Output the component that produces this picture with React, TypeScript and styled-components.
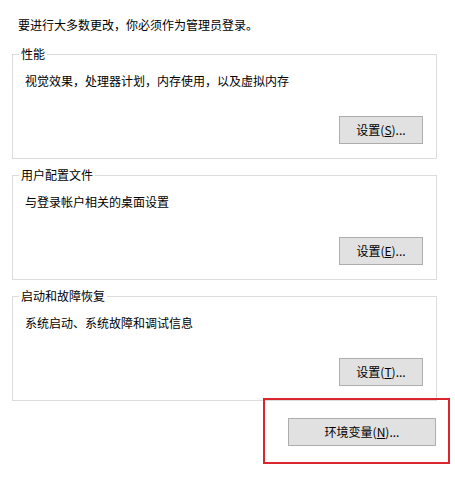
import React from "react";
import styled, { createGlobalStyle } from "styled-components";

interface GroupInfo {
  title: string;
  text: string;
  key: string;
}

const groups: GroupInfo[] = [
  { title: "性能", text: "视觉效果，处理器计划，内存使用，以及虚拟内存", key: "S" },
  { title: "用户配置文件", text: "与登录帐户相关的桌面设置", key: "E" },
  { title: "启动和故障恢复", text: "系统启动、系统故障和调试信息", key: "T" },
];

const GlobalStyle = createGlobalStyle`
  html, body {
    margin: 0;
    padding: 0;
    background: #ffffff;
  }
  body {
    font-family: "Noto Sans CJK SC", "Noto Sans", sans-serif;
    font-size: 12px;
    color: #000000;
  }
`;

const Page = styled.div`
  width: 455px;
  height: 480px;
  padding-top: 17px;
  box-sizing: border-box;
  background: #ffffff;
`;

const Notice = styled.div`
  margin-left: 18px;
  line-height: 16px;
  margin-bottom: 13px;
`;

const Group = styled.fieldset`
  box-sizing: border-box;
  width: 425px;
  margin: 0 0 8px 12px;
  padding: 0 13px 14px 12px;
  border: 1px solid #dcdcdc;
  display: flex;
  flex-direction: column;
  min-width: 0;
`;

const Legend = styled.legend`
  margin-left: -6px;
  padding: 0 2px;
  line-height: 16px;
`;

const Description = styled.div`
  margin-top: 11px;
  line-height: 16px;
`;

const ButtonRow = styled.div`
  display: flex;
  justify-content: flex-end;
  margin-top: 27px;
`;

const Button = styled.button<{ $width: number }>`
  box-sizing: border-box;
  width: ${(p) => p.$width}px;
  height: 28px;
  padding: 0;
  background: #e1e1e1;
  border: 1px solid #adadad;
  border-radius: 0;
  font-family: inherit;
  font-size: 12px;
  color: #000000;
  line-height: 16px;
  cursor: default;
`;

const Key = styled.span`
  text-decoration: underline;
`;

/* annotation frame, overlaps the last group's bottom edge */
const Highlight = styled.div`
  box-sizing: border-box;
  width: 187px;
  height: 66px;
  margin: -11px 0 0 263px;
  border: 2px solid #d9252c;
  padding: 18px 12px 0 0;
  display: flex;
  justify-content: flex-end;
  align-items: flex-start;
  position: relative;
`;

const App: React.FC = () => {
  return (
    <>
      <GlobalStyle />
      <Page>
        <Notice>要进行大多数更改，你必须作为管理员登录。</Notice>
        {groups.map((g) => (
          <Group key={g.title}>
            <Legend>{g.title}</Legend>
            <Description>{g.text}</Description>
            <ButtonRow>
              <Button $width={84}>
                设置(<Key>{g.key}</Key>)...
              </Button>
            </ButtonRow>
          </Group>
        ))}
        <Highlight>
          <Button $width={148}>
            环境变量(<Key>N</Key>)...
          </Button>
        </Highlight>
      </Page>
    </>
  );
};

export default App;
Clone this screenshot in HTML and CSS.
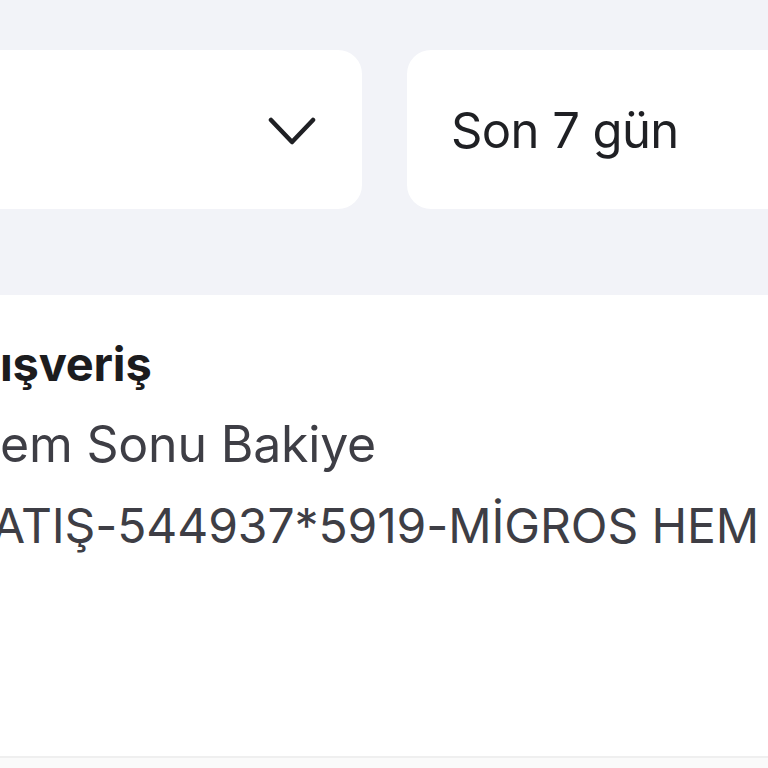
FILE: index.html
```html
<!DOCTYPE html>
<html lang="tr">
<head>
<meta charset="utf-8">
<link rel="stylesheet" href="styles.css">
</head>
<body>
<div class="screen">
  <section class="filters">
    <div class="select select-account">
      <svg class="chevron" width="48" height="30" viewBox="0 0 48 30" aria-hidden="true">
        <path d="M3 3 L24 25 L45 3" fill="none" stroke="#1f2024" stroke-width="4.5" stroke-linecap="round" stroke-linejoin="round"/>
      </svg>
    </div>
    <div class="select select-period">
      <span class="select-label">Son 7 gün</span>
    </div>
  </section>
  <section class="list">
    <div class="tx">
      <div class="tx-title">ışveriş</div>
      <div class="tx-sub">em Sonu Bakiye</div>
      <div class="tx-desc">ATIŞ-544937*5919-MİGROS HEM</div>
    </div>
  </section>
  <div class="divider"></div>
  <section class="below"></section>
</div>
</body>
</html>
```

FILE: styles.css
```css
html, body {
  margin: 0;
  padding: 0;
  background: #ffffff;
}

.screen {
  width: 768px;
  height: 768px;
  overflow: hidden;
  font-family: Inter, "Noto Sans", "Liberation Sans", sans-serif;
  display: flex;
  flex-direction: column;
}

.filters {
  background: #f2f3f8;
  height: 295px;
  box-sizing: border-box;
  padding-top: 50px;
  display: flex;
  gap: 45px;
  flex-shrink: 0;
}

.select {
  background: #ffffff;
  border-radius: 24px;
  height: 159px;
  display: flex;
  align-items: center;
  flex-shrink: 0;
  box-sizing: border-box;
}

.select-account {
  width: 400px;
  margin-left: -38px;
  justify-content: flex-end;
  padding-right: 46px;
}

.chevron {
  display: block;
  margin-top: 4px;
}

.select-period {
  width: 420px;
  padding-left: 44px;
}

.select-label {
  font-size: 49px;
  color: #1f2024;
  letter-spacing: -0.6px;
  margin-top: 2px;
}

.list {
  background: #ffffff;
  height: 461px;
  flex-shrink: 0;
  box-sizing: border-box;
  padding-top: 29px;
  overflow: hidden;
}

.tx {
  white-space: nowrap;
}

.tx-title {
  font-size: 47px;
  font-weight: 700;
  color: #1c1c1e;
  line-height: 80px;
  letter-spacing: -0.2px;
}

.tx-sub,
.tx-desc {
  color: #3e3e45;
  line-height: 81px;
}

.tx-sub {
  font-size: 50px;
  letter-spacing: -0.2px;
}

.tx-desc {
  font-size: 48px;
  letter-spacing: -0.1px;
  font-feature-settings: "calt" 0;
  margin-left: -8px;
}

.divider {
  height: 2px;
  background: #efefef;
  flex-shrink: 0;
}

.below {
  flex: 1;
  background: #fafafa;
}
```
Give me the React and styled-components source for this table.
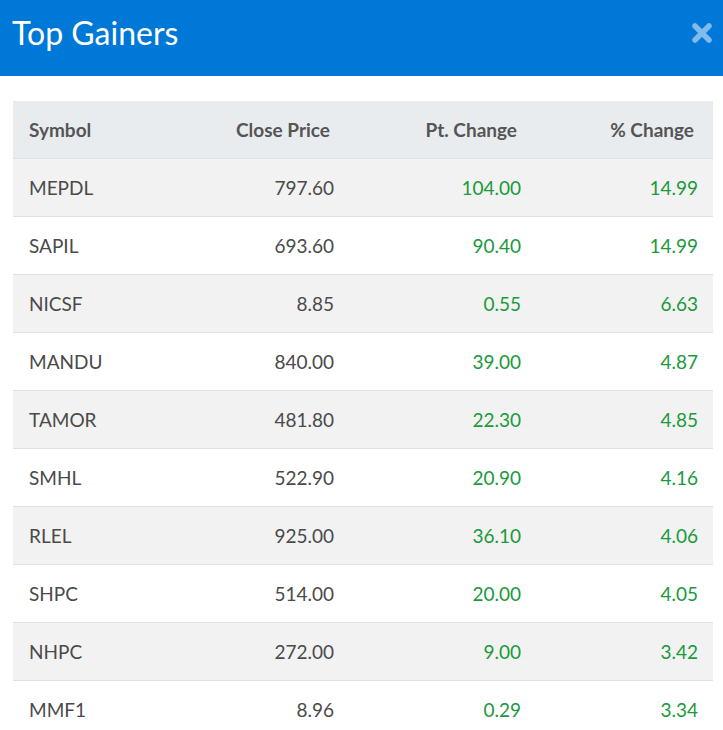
import React from "react";
import styled, { createGlobalStyle } from "styled-components";

const Global = createGlobalStyle`
  html, body { margin: 0; padding: 0; background: #fff; }
  body { font-family: Lato, "Noto Sans", sans-serif; }
`;

const Wrap = styled.div`
  width: 723px;
  min-height: 730px;
  background: #fff;
`;

const Header = styled.div`
  height: 76px;
  background: #0078d7;
  display: flex;
  align-items: center;
  justify-content: space-between;
  padding: 0 10px 0 12px;
  box-sizing: border-box;
`;

const Title = styled.h1`
  margin: 0;
  margin-top: -12px;
  font-size: 32px;
  font-weight: 400;
  color: #fff;
`;

const Close = styled.button`
  border: 0;
  background: none;
  padding: 0;
  margin-top: -10px;
  width: 22px;
  height: 22px;
  display: flex;
  cursor: pointer;
`;

const Body = styled.div`
  padding: 25px 10px 0 13px;
`;

const Row = styled.div`
  display: grid;
  grid-template-columns: 150px 186px 187px 177px;
  height: 57px;
  align-items: center;
  background: ${(p) => (p.$head ? "#e9ecef" : p.$striped ? "#f2f2f2" : "#fff")};
  border-bottom: ${(p) => (p.$last ? "none" : "1px solid #dee2e6")};
`;

const Cell = styled.div`
  font-size: 19px;
  padding: 0 ${(p) => (p.$head ? 19 : 15)}px 0 16px;
  text-align: ${(p) => (p.$right ? "right" : "left")};
  color: ${(p) => (p.$head ? "#555" : p.$green ? "#1a9a3c" : "#4a4a4a")};
  font-weight: ${(p) => (p.$head ? 700 : 400)};
`;

const data = [
  ["MEPDL", "797.60", "104.00", "14.99"],
  ["SAPIL", "693.60", "90.40", "14.99"],
  ["NICSF", "8.85", "0.55", "6.63"],
  ["MANDU", "840.00", "39.00", "4.87"],
  ["TAMOR", "481.80", "22.30", "4.85"],
  ["SMHL", "522.90", "20.90", "4.16"],
  ["RLEL", "925.00", "36.10", "4.06"],
  ["SHPC", "514.00", "20.00", "4.05"],
  ["NHPC", "272.00", "9.00", "3.42"],
  ["MMF1", "8.96", "0.29", "3.34"],
];

export default function App() {
  return (
    <Wrap>
      <Global />
      <Header>
        <Title>Top Gainers</Title>
        <Close aria-label="close">
          <svg width="22" height="22" viewBox="0 0 22 22">
            <path
              d="M4 4 L18 18 M18 4 L4 18"
              stroke="#80bbec"
              strokeWidth="5.5"
              strokeLinecap="round"
              fill="none"
            />
          </svg>
        </Close>
      </Header>
      <Body>
        <Row $head>
          <Cell $head>Symbol</Cell>
          <Cell $head $right>Close Price</Cell>
          <Cell $head $right>Pt. Change</Cell>
          <Cell $head $right>% Change</Cell>
        </Row>
        {data.map((r, i) => (
          <Row key={r[0]} $striped={i % 2 === 0} $last={i === data.length - 1}>
            <Cell>{r[0]}</Cell>
            <Cell $right>{r[1]}</Cell>
            <Cell $right $green>{r[2]}</Cell>
            <Cell $right $green>{r[3]}</Cell>
          </Row>
        ))}
      </Body>
    </Wrap>
  );
}
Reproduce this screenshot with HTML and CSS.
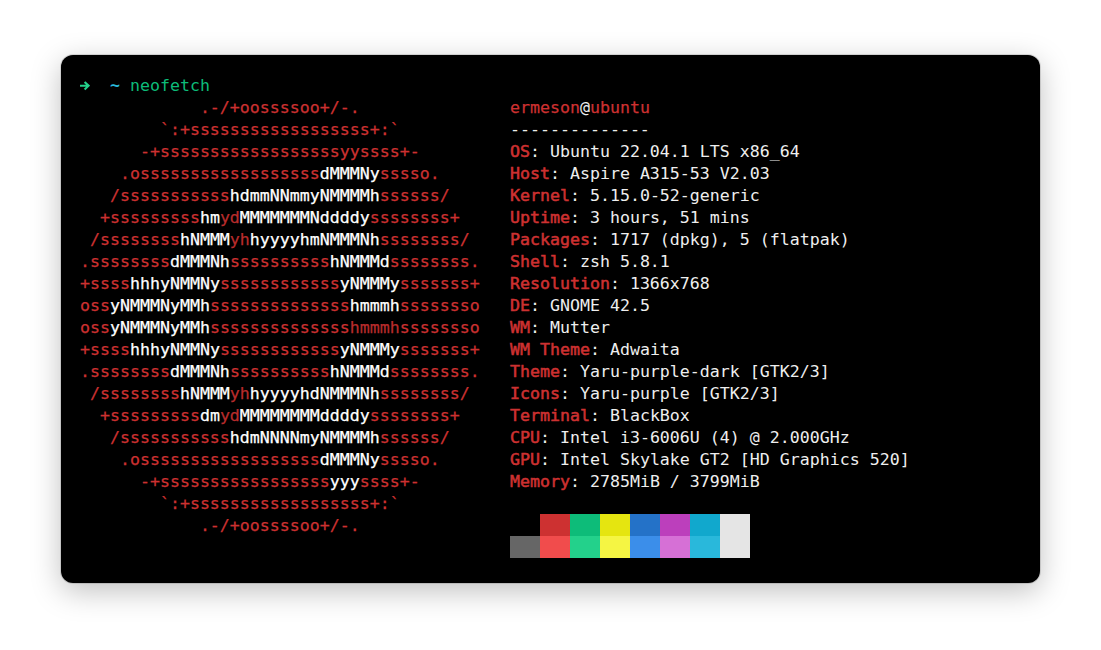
FILE: index.html
```
<!DOCTYPE html>
<html lang="en">
<head>
<meta charset="utf-8">
<title>neofetch</title>
<link rel="stylesheet" href="styles.css">
</head>
<body>
<main class="window">
<div class="prompt"><svg class="arrow" viewBox="0 0 10 10" aria-label="prompt arrow"><path d="M0 4.7H8.6M4.6 1 8.6 4.7 4.6 8.5"/></svg>  <span class="cwd">~</span> <span class="cmd">neofetch</span></div>
<div class="fetch">
<div class="logo">
<div class="line">            .-/+oossssoo+/-.</div>
<div class="line">        `:+ssssssssssssssssss+:`</div>
<div class="line">      -+ssssssssssssssssssyyssss+-</div>
<div class="line">    .ossssssssssssssssss<b>dMMMNy</b>sssso.</div>
<div class="line">   /sssssssssss<b>hdmmNNmmyNMMMMh</b>ssssss/</div>
<div class="line">  +sssssssss<b>hm</b><i>yd</i><b>MMMMMMMNddddy</b>ssssssss+</div>
<div class="line"> /ssssssss<b>hNMMM</b><i>yh</i><b>hyyyyhmNMMMNh</b>ssssssss/</div>
<div class="line">.ssssssss<b>dMMMNh</b>ssssssssss<b>hNMMMd</b>ssssssss.</div>
<div class="line">+ssss<b>hhhyNMMNy</b>ssssssssssss<b>yNMMMy</b>sssssss+</div>
<div class="line">oss<b>yNMMMNyMMh</b>ssssssssssssss<b>hmmmh</b>ssssssso</div>
<div class="line">oss<b>yNMMMNyMMh</b>ssssssssssssss<i>hmmmh</i>ssssssso</div>
<div class="line">+ssss<b>hhhyNMMNy</b>ssssssssssss<b>yNMMMy</b>sssssss+</div>
<div class="line">.ssssssss<b>dMMMNh</b>ssssssssss<b>hNMMMd</b>ssssssss.</div>
<div class="line"> /ssssssss<b>hNMMM</b><i>yh</i><b>hyyyyhdNMMMNh</b>ssssssss/</div>
<div class="line">  +sssssssss<b>dm</b><i>yd</i><b>MMMMMMMMddddy</b>ssssssss+</div>
<div class="line">   /sssssssssss<b>hdmNNNNmyNMMMMh</b>ssssss/</div>
<div class="line">    .ossssssssssssssssss<b>dMMMNy</b>sssso.</div>
<div class="line">      -+sssssssssssssssss<b>yyy</b>ssss+-</div>
<div class="line">        `:+ssssssssssssssssss+:`</div>
<div class="line">            .-/+oossssoo+/-.</div>
</div>
<div class="info">
<div class="row title"><strong>ermeson</strong><span>@</span><strong>ubuntu</strong></div>
<div class="row">--------------</div>
<div class="row"><strong>OS</strong>: Ubuntu 22.04.1 LTS x86_64</div>
<div class="row"><strong>Host</strong>: Aspire A315-53 V2.03</div>
<div class="row"><strong>Kernel</strong>: 5.15.0-52-generic</div>
<div class="row"><strong>Uptime</strong>: 3 hours, 51 mins</div>
<div class="row"><strong>Packages</strong>: 1717 (dpkg), 5 (flatpak)</div>
<div class="row"><strong>Shell</strong>: zsh 5.8.1</div>
<div class="row"><strong>Resolution</strong>: 1366x768</div>
<div class="row"><strong>DE</strong>: GNOME 42.5</div>
<div class="row"><strong>WM</strong>: Mutter</div>
<div class="row"><strong>WM Theme</strong>: Adwaita</div>
<div class="row"><strong>Theme</strong>: Yaru-purple-dark [GTK2/3]</div>
<div class="row"><strong>Icons</strong>: Yaru-purple [GTK2/3]</div>
<div class="row"><strong>Terminal</strong>: BlackBox</div>
<div class="row"><strong>CPU</strong>: Intel i3-6006U (4) @ 2.000GHz</div>
<div class="row"><strong>GPU</strong>: Intel Skylake GT2 [HD Graphics 520]</div>
<div class="row"><strong>Memory</strong>: 2785MiB / 3799MiB</div>
<div class="palette">
<i class="c0"></i><i class="c1"></i><i class="c2"></i><i class="c3"></i><i class="c4"></i><i class="c5"></i><i class="c6"></i><i class="c7"></i>
<i class="c8"></i><i class="c9"></i><i class="c10"></i><i class="c11"></i><i class="c12"></i><i class="c13"></i><i class="c14"></i><i class="c15"></i>
</div>
</div>
</div>
</main>
</body>
</html>
```
FILE: styles.css
```
html, body {
  margin: 0;
  height: 100%;
  background: #fff;
  overflow: hidden;
}
body {
  box-sizing: border-box;
  padding: 55px 61px 0;
}
.window {
  box-sizing: border-box;
  height: 528px;
  padding: 20px 19px 24px;
  background: #000;
  border-radius: 12px;
  box-shadow: 0 0 0 1px rgba(0, 0, 0, .12), 0 8px 30px rgba(0, 0, 0, .25);
  color: #eee;
  font: 16.6px/22px "DejaVu Sans Mono", "Liberation Mono", monospace;
}
.prompt {
  height: 22px;
  white-space: pre;
}
.arrow {
  display: inline-block;
  width: 10px;
  height: 10px;
  vertical-align: 0;
  fill: none;
  stroke: #23d18b;
  stroke-width: 2.1;
}
.cwd {
  color: #29b8db;
  font-weight: bold;
}
.cmd {
  color: #0dbc79;
}
.fetch {
  display: grid;
  grid-template-columns: 430px 1fr;
}
.logo {
  color: #cd3131;
  -webkit-text-stroke: .25px currentColor;
}
.line {
  height: 22px;
  white-space: pre;
}
.logo b {
  color: #fff;
  font-weight: normal;
}
.logo i {
  color: #b82c2c;
  font-style: normal;
}
.row {
  height: 22px;
  white-space: pre;
}
.row strong {
  color: #cd3131;
  font-weight: normal;
  -webkit-text-stroke: .55px currentColor;
}
.title strong {
  -webkit-text-stroke: .25px currentColor;
}
.palette {
  display: grid;
  grid-template-columns: repeat(8, 30px);
  grid-auto-rows: 22px;
  margin-top: 21px;
}
.c0 { background: #000; }
.c1 { background: #cd3131; }
.c2 { background: #0dbc79; }
.c3 { background: #e5e510; }
.c4 { background: #2472c8; }
.c5 { background: #bc3fbc; }
.c6 { background: #11a8cd; }
.c7 { background: #e5e5e5; }
.c8 { background: #666; }
.c9 { background: #f14c4c; }
.c10 { background: #23d18b; }
.c11 { background: #f5f543; }
.c12 { background: #3b8eea; }
.c13 { background: #d670d6; }
.c14 { background: #29b8db; }
.c15 { background: #e5e5e5; }
```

--

Scan the material above. Copy each line that holds the word "this".

Output the component that produces this picture with React, TypeScript and styled-components.
Clone this screenshot in HTML and CSS.
Give me the React and styled-components source for this table.
Reproduce this screenshot with HTML and CSS.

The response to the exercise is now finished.